Without further comment, state how many lines in the listing below contain the word "TypeScript".

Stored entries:

◇ ◇ ◇

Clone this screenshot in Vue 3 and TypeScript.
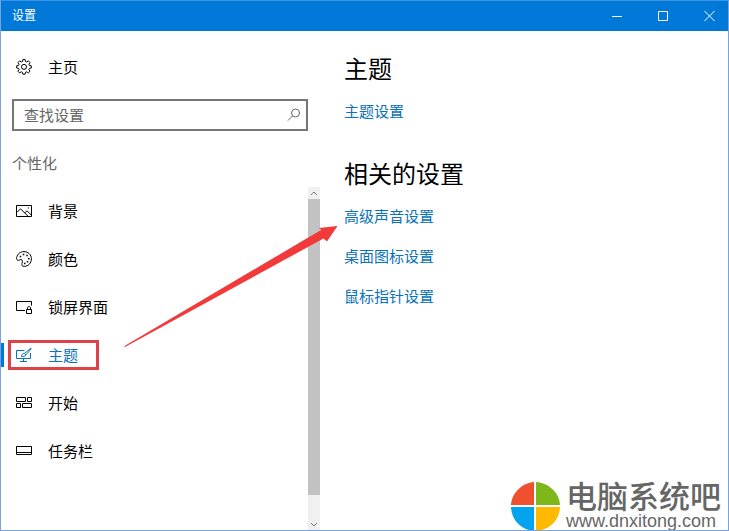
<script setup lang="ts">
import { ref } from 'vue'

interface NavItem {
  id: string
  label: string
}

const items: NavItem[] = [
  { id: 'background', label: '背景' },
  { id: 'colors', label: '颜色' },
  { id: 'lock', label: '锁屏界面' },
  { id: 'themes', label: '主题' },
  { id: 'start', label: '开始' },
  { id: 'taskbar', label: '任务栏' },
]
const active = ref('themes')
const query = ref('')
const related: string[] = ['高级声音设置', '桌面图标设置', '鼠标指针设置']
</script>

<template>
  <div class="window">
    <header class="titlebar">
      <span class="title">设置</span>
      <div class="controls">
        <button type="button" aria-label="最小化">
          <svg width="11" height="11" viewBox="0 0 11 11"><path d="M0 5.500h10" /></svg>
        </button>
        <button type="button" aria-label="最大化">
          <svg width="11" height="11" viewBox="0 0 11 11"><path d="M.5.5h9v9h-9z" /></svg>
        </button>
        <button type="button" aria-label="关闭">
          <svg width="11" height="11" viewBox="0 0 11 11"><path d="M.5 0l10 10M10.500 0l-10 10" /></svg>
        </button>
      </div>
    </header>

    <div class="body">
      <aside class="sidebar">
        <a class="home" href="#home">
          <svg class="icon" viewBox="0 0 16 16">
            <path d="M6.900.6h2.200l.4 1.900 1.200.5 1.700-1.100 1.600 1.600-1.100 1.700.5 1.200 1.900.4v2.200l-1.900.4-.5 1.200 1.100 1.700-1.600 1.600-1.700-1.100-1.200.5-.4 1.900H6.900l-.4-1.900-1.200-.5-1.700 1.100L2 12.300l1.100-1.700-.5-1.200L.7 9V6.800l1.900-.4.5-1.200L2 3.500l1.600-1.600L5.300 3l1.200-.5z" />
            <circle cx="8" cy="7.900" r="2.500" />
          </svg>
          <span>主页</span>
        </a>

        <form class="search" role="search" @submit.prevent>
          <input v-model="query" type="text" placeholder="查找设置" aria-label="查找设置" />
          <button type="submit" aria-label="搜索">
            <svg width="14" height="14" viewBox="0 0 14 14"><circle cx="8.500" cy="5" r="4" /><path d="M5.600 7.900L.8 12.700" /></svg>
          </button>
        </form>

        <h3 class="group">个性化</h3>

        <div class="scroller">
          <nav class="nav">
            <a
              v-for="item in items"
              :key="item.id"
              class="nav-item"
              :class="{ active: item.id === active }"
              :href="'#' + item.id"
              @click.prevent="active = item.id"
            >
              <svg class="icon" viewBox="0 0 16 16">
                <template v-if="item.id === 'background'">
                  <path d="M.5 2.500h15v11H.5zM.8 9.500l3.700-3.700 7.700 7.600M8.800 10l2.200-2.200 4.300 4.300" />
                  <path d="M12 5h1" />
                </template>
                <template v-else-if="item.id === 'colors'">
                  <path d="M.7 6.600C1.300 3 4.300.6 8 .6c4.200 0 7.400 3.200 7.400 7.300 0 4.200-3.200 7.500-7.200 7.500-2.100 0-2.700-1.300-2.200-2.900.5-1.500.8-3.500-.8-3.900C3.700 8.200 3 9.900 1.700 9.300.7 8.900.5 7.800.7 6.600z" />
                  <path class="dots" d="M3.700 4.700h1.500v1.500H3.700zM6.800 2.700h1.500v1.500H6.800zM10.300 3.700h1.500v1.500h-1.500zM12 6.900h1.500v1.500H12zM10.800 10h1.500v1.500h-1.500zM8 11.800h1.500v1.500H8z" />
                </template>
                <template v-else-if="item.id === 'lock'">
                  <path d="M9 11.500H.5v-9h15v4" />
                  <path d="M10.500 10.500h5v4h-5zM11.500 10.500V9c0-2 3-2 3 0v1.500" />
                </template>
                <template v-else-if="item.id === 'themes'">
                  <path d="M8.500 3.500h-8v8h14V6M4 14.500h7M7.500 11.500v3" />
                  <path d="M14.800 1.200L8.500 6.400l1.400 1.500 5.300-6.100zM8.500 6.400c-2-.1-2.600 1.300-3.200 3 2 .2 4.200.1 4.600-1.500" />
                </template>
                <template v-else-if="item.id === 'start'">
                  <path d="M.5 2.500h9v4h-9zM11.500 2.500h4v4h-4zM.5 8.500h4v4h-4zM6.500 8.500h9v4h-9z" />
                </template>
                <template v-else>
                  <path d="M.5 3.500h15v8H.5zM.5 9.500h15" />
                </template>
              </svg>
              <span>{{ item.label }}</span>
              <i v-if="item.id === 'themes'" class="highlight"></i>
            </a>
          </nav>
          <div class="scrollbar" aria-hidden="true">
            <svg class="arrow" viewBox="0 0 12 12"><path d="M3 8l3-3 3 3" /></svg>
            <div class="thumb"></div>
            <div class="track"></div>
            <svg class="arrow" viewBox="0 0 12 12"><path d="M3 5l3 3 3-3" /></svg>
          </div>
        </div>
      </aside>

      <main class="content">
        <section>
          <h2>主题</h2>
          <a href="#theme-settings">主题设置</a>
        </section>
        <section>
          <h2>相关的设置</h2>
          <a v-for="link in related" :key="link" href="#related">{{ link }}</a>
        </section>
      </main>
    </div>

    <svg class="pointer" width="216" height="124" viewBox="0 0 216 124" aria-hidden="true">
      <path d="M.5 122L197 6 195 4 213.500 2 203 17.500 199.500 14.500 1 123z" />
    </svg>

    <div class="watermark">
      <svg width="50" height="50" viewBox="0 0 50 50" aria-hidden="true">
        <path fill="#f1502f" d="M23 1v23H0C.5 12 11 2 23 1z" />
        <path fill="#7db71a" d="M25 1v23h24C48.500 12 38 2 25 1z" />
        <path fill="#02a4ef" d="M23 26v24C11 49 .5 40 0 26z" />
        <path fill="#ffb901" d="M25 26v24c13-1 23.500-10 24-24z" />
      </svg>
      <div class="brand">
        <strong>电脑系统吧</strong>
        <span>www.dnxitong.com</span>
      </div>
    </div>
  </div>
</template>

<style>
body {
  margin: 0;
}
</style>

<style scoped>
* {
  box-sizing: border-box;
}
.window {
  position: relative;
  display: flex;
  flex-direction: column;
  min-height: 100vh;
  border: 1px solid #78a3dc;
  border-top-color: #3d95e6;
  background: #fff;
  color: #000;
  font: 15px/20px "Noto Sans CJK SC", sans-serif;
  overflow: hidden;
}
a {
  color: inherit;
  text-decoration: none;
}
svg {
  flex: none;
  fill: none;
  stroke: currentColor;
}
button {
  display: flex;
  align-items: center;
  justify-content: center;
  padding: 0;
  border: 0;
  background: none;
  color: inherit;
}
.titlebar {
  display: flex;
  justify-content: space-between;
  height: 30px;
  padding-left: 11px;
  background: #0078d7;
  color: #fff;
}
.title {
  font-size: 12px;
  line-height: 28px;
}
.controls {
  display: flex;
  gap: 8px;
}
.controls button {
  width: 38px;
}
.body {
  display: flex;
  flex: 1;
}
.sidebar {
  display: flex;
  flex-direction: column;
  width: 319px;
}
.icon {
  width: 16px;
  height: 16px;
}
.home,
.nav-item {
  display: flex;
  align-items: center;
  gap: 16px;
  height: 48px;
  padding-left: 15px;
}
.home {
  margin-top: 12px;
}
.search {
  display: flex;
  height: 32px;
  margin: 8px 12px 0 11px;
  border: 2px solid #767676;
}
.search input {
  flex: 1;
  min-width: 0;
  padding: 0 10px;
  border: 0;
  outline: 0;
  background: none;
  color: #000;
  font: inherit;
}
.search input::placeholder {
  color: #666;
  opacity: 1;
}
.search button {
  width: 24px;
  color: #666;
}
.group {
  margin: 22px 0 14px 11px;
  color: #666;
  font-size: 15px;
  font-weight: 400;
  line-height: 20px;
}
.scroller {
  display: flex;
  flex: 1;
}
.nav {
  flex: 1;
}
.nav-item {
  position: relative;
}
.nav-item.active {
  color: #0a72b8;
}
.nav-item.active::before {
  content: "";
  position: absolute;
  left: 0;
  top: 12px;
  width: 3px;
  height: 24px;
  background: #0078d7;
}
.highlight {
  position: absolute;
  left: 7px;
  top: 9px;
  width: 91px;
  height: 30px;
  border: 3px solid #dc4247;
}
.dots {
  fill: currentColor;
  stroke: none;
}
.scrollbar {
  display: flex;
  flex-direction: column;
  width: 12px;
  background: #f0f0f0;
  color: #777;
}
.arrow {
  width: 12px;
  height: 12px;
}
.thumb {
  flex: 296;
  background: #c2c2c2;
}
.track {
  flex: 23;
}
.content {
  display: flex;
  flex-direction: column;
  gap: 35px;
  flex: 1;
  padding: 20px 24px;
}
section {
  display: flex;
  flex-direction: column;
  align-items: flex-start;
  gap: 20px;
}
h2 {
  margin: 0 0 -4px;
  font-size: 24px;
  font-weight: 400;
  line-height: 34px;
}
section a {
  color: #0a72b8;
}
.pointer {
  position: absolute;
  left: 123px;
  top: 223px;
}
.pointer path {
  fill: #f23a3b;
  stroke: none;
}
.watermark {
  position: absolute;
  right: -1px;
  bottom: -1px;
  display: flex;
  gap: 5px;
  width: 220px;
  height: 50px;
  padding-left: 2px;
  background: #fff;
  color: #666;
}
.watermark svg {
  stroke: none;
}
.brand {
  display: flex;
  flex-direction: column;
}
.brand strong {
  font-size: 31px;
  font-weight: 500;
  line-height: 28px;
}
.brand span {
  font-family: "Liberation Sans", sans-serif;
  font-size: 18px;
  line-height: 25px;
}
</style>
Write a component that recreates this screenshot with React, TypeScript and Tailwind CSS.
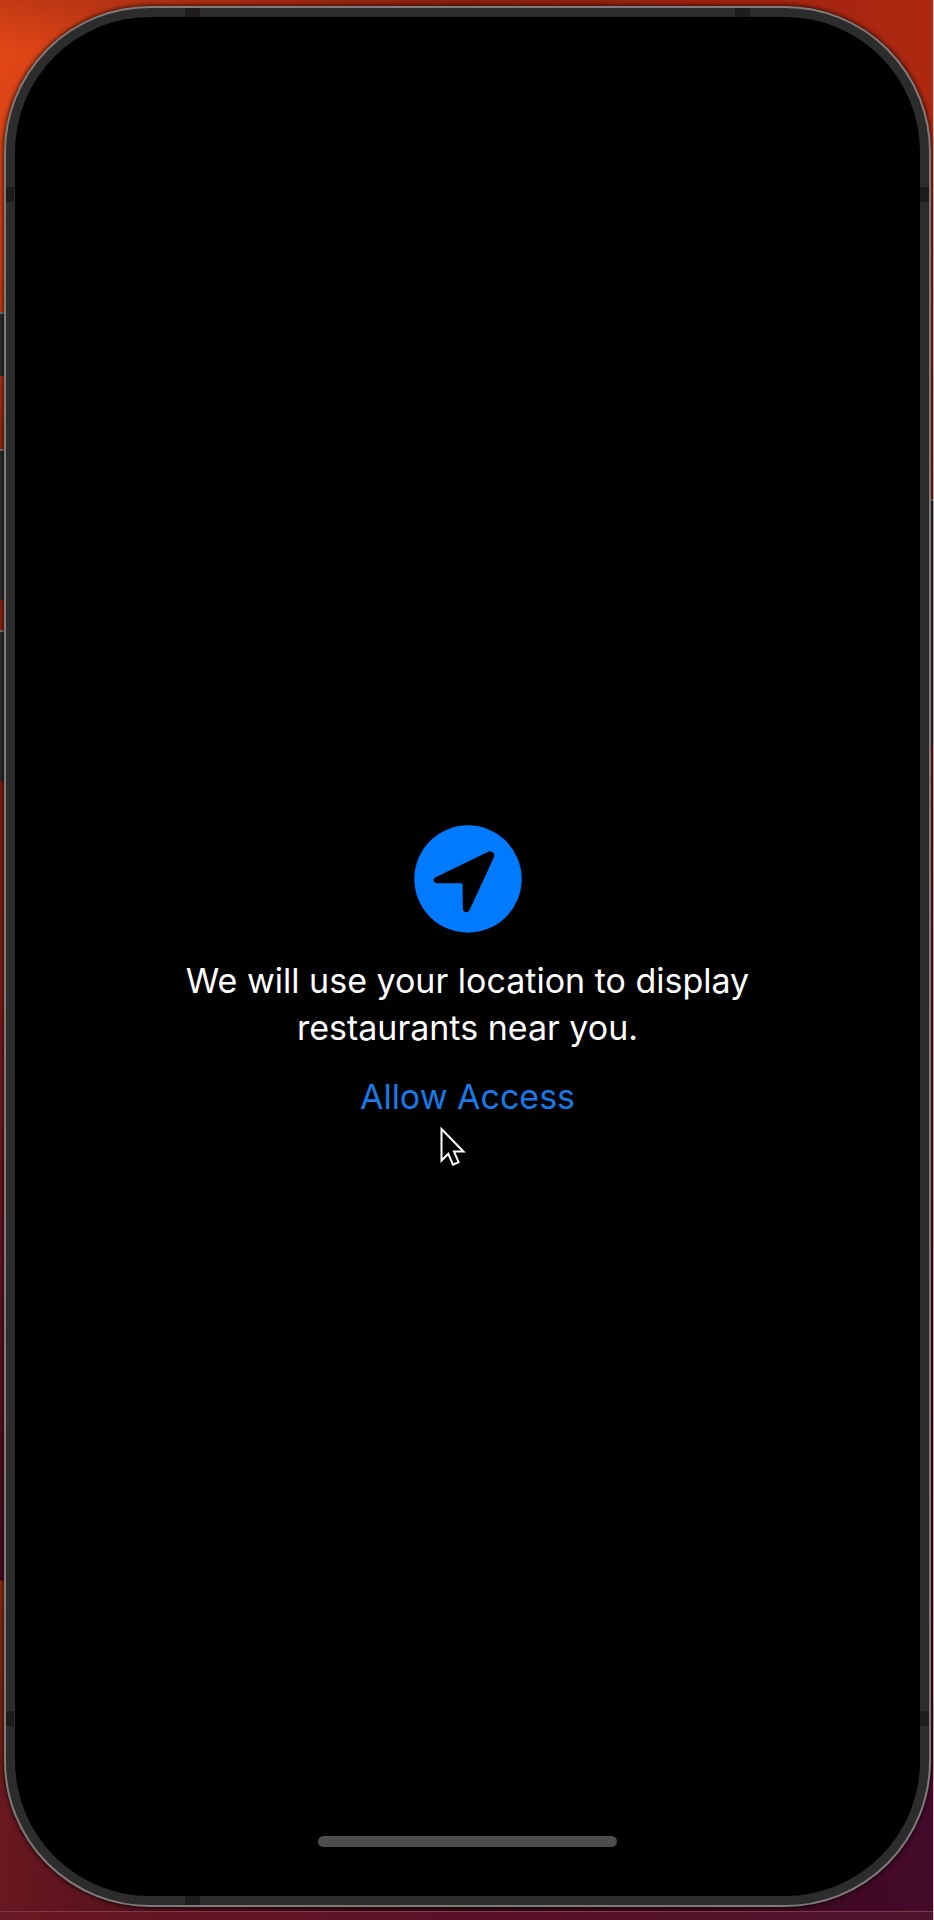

◇ ◇ ◇

WRITTEN SOLUTION: 2